A team of researchers at Columbia University has demonstrated that a naturally occurring hormone reverses memory loss in the brain that is associated with aging. The findings may lead to a better understanding of the molecular mechanisms which underlie memory, and how these mechanisms could ultimately be manipulated.

“Nearly everyone will experience age-related memory loss in their lifetimes, so it is incredibly important to understand its causes and identify ways to mitigate it,” said study lead author and Nobel laureate Dr. Eric R. Kandel. “With today’s study, we are not only building a detailed understanding of how age-related memory loss originates in the brain, we’ve shown how osteocalcin interacts with key proteins in the brain to boost memory.”

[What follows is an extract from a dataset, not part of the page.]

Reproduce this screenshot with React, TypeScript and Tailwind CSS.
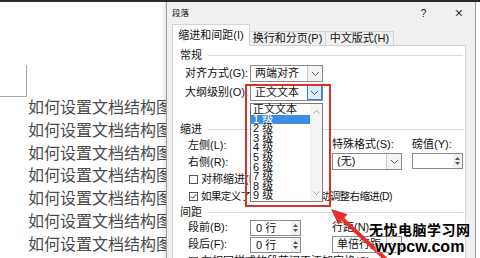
import React from "react"

const lines = Array.from({ length: 7 }, () => "如何设置文档结构图")
const levels = ["2 级", "3 级", "4 级", "5 级", "6 级", "7 级", "8 级", "9 级"]

function Chevron({ color = "#555" }: { color?: string }) {
  return (
    <svg width="9" height="6" viewBox="0 0 9 6">
      <path d="M1 1l3.5 3.5L8 1" fill="none" stroke={color} strokeWidth="1" />
    </svg>
  )
}

function Select({ text, w, focused }: { text: string; w: string; focused?: boolean }) {
  return (
    <div className={`flex h-[17px] ${w} items-stretch border border-[#8a8a8a] bg-white`}>
      <span className="flex-1 pl-[4px] leading-[15px]">{text}</span>
      <span
        className={
          focused
            ? "flex w-[15px] items-center justify-center border border-[#2f7fd0] bg-[#dcecfc]"
            : "flex w-[15px] items-center justify-center border-l border-[#c8c8c8] bg-[#f4f4f4]"
        }
      >
        <Chevron color={focused ? "#2a5f9e" : "#555"} />
      </span>
    </div>
  )
}

function Spin({ text, w }: { text: string; w: string }) {
  return (
    <div className={`flex h-[16px] ${w} items-stretch border border-[#8a8a8a] bg-white`}>
      <span className="flex-1 pl-[5px] leading-[14px]">{text}</span>
      <span className="flex w-[9px] flex-col items-center justify-center gap-[2px] bg-[#f0f0f0]">
        <svg width="5" height="3" viewBox="0 0 5 3">
          <path d="M0 3L2.5 0L5 3Z" fill="#555" />
        </svg>
        <svg width="5" height="3" viewBox="0 0 5 3">
          <path d="M0 0L2.5 3L5 0Z" fill="#555" />
        </svg>
      </span>
    </div>
  )
}

function Check({ checked }: { checked?: boolean }) {
  return (
    <span className="mr-[3px] flex h-[9px] w-[9px] items-center justify-center border border-[#555] bg-white">
      {checked && (
        <svg width="8" height="7" viewBox="0 0 8 7">
          <path d="M1 3.5L3 5.5L7 1" fill="none" stroke="#222" strokeWidth="1.1" />
        </svg>
      )}
    </span>
  )
}

function Group({ title, h }: { title: string; h: string }) {
  return (
    <div className={`flex ${h} items-center pl-[7px] pr-[2px]`}>
      <span>{title}</span>
      <span className="ml-[6px] h-px flex-1 bg-[#dcdcdc]" />
    </div>
  )
}

export default function App() {
  return (
    <div className="relative h-[258px] w-[480px] overflow-hidden border-t-2 border-[#2a2a2a] bg-white font-['Liberation_Sans','Noto_Sans_CJK_SC',sans-serif]">
      {/* page corner mark */}
      <div className="absolute left-0 top-[63px] h-[32px] w-[27px] border-b border-r border-[#a8a8a8]" />

      {/* document text */}
      <div className="pl-[28px] pt-[95px] text-[16px] leading-[22.8px] text-[#4a4a4a]">
        {lines.map((l, i) => (
          <div key={i}>{l}</div>
        ))}
      </div>

      {/* paragraph dialog */}
      <div className="absolute left-[166px] top-0 h-[260px] w-[310px] border-l border-r border-[#a0a0a0] bg-[#f0f0f0] text-[11px] text-[#111] shadow-[-2px_0_4px_rgba(0,0,0,0.12)]">
        <div className="flex h-[22px] items-center pl-[5px]">
          <span className="text-[8.5px]">段落</span>
          <span className="ml-auto w-[20px] text-[10px]">?</span>
          <span className="mr-[12px] ml-[14px] text-[14px] font-light text-[#333]">×</span>
        </div>

        <div className="ml-[5px] flex h-[21px] items-end">
          <div className="relative z-10 -mb-px flex h-[22px] w-[78px] items-center justify-center border border-b-0 border-[#d4d4d4] bg-white">
            缩进和间距(I)
          </div>
          <div className="flex h-[14px] w-[76px] items-center justify-center border border-l-0 border-b-0 border-[#d4d4d4]">
            换行和分页(P)
          </div>
          <div className="flex h-[14px] w-[68px] items-center justify-center border border-l-0 border-b-0 border-[#d4d4d4]">
            中文版式(H)
          </div>
        </div>

        <div className="ml-[5px] h-[220px] w-[294px] border border-[#d4d4d4] bg-white">
          <Group title="常规" h="h-[18px]" />
          <div className="flex h-[19px] items-center">
            <span className="w-[77px] pl-[12px]">对齐方式(G):</span>
            <Select text="两端对齐" w="w-[73px]" />
          </div>
          <div className="flex h-[19px] items-center">
            <span className="w-[77px] pl-[12px]">大纲级别(O):</span>
            <Select text="正文文本" w="w-[73px]" focused />
          </div>
          <div className="h-[19px]" />
          <Group title="缩进" h="h-[16px]" />

          <div className="flex">
            <div className="w-[159px]">
              <div className="flex h-[17px] items-center">
                <span className="w-[77px] pl-[15px]">左侧(L):</span>
                <Spin text="0 字符" w="w-[52px]" />
              </div>
              <div className="flex h-[17px] items-center">
                <span className="w-[77px] pl-[15px]">右侧(R):</span>
                <Spin text="0 字符" w="w-[52px]" />
              </div>
            </div>
            <div className="flex gap-[10px]">
              <div>
                <div className="h-[16px] leading-[14px]">特殊格式(S):</div>
                <Select text="(无)" w="w-[70px]" />
              </div>
              <div>
                <div className="h-[16px] leading-[14px]">磅值(Y):</div>
                <Spin text="" w="w-[51px]" />
              </div>
            </div>
          </div>

          <div className="flex h-[17px] items-center pl-[16px]">
            <Check />
            <span>对称缩进(M)</span>
          </div>
          <div className="flex h-[17px] items-center whitespace-nowrap pl-[16px]">
            <Check checked />
            <span className="text-[10.5px] tracking-[-0.6px]">如果定义了文档网格，则自动调整右缩进(D)</span>
          </div>

          <Group title="间距" h="h-[14px]" />
          <div className="flex">
            <div className="w-[159px]">
              <div className="flex h-[17px] items-center">
                <span className="w-[77px] pl-[15px]">段前(B):</span>
                <Spin text="0 行" w="w-[51px]" />
              </div>
              <div className="flex h-[17px] items-center">
                <span className="w-[77px] pl-[15px]">段后(F):</span>
                <Spin text="0 行" w="w-[51px]" />
              </div>
            </div>
            <div>
              <div className="h-[17px] leading-[17px]">行距(N):</div>
              <Select text="单倍行距" w="w-[70px]" />
            </div>
          </div>
          <div className="flex h-[17px] items-center whitespace-nowrap pl-[16px]">
            <Check />
            <span>在相同样式的段落间不添加空格(C)</span>
          </div>
        </div>
      </div>

      {/* opened drop-down list */}
      <div className="absolute left-[250px] top-[101px] flex h-[99px] w-[73px] border border-[#7a7a7a] bg-white text-[11px] leading-[9.6px] text-[#111]">
        <div className="flex-1 pt-[1px]">
          <div className="pl-[2px]">正文文本</div>
          <div className="bg-[#3d8ee0] pl-[2px] text-white">1 级</div>
          {levels.map((l) => (
            <div key={l} className="pl-[2px]">
              {l}
            </div>
          ))}
        </div>
        <div className="flex w-[12px] flex-col items-center justify-between bg-[#f4f4f4] py-[6px]">
          <svg width="7" height="4" viewBox="0 0 7 4">
            <path d="M0.5 3.5L3.5 0.5L6.5 3.5" fill="none" stroke="#aaa" />
          </svg>
          <svg width="7" height="4" viewBox="0 0 7 4">
            <path d="M0.5 0.5L3.5 3.5L6.5 0.5" fill="none" stroke="#aaa" />
          </svg>
        </div>
      </div>

      {/* red highlight box */}
      <div className="absolute left-[245px] top-[82px] h-[123px] w-[86px] border-2 border-[#d8322c]" />

      {/* red arrow */}
      <svg className="absolute left-[320px] top-[195px]" width="80" height="63" viewBox="0 0 80 63">
        <path d="M23 22.5L70 66" stroke="#e0312c" strokeWidth="4" />
        <path d="M11 12L18.4 27.8L27.6 17.2Z" fill="#e0312c" />
      </svg>

      {/* watermark */}
      <div className="absolute left-[369px] top-[219px] flex flex-col items-center font-bold text-black [text-shadow:0_0_2px_#fff,0_0_2px_#fff]">
        <span className="text-[14px] leading-[18px] tracking-[0.5px]">无忧电脑学习网</span>
        <span className="-mt-[1px] text-[16px] leading-[18px]">wypcw.com</span>
      </div>
    </div>
  )
}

Over the years, scientists have come to the realization that not all forms of memory loss are the same. Alzheimer’s disease is associated with different changes in the brain compared to age-related memory loss. While both disorders impact the hippocampus, the brain’s center for learning and memory, each type of memory loss targets a different area within that region.

“Alzheimer’s disease begins in a part of the brain called the entorhinal cortex, which lies at the foot of the hippocampus,” explained Dr. Kandel. “Age-related memory loss, by contrast, begins within the hippocampus itself, in a region called the dentate gyrus.”

In 2013, Dr. Kandel and his team discovered  that a deficiency in the RbAp48 protein contributes to age-related memory loss but not to Alzheimer’s disease. Research has shown that RbAp48 levels decline with age, both in mice and in people. When the team artificially increased RbAp48 in aging mice, memory decline was counteracted.

In 2017, the researchers teamed up with Dr. Gerard Karsenty and found that infusions of osteocalcin, a hormone naturally released by bone cells, had a positive effect on memory.

The current study connects osteocalcin and RbAp48, suggesting that interactions between these molecules are the driving force behind the memory improvements that were previously observed.

A series of experiments revealed that RbAp48 controls the expression levels of BDNF and GPR158, two proteins regulated from osteocalcin. If RbAp48 function was inhibited, however, osteocalcin infusions had no effect on the memory of the mice. Therefore, RbAp48 is needed for the hormone osteocalcin to improve memory.

This complex sequence of molecular signals is completely unrelated to those associated with Alzheimer’s disease. “This is the clearest evidence yet that age-related memory loss and Alzheimer’s are distinct diseases,” said Dr. Kandel.

The research team has also shown in studies involving mice that moderate exercise, such as walking, triggers the release of osteocalcin – indicating that exercise is a way to prevent and even reverse age-related memory loss.

“This notion points to another line of inquiry that we’re eager to explore, which is how does the aging body act on the aging brain, and how can it be reversed?” said Dr. Kandel. “Our latest findings are almost certainly not the whole story. They are just the beginning.”

The study is published in the journal Cell Reports.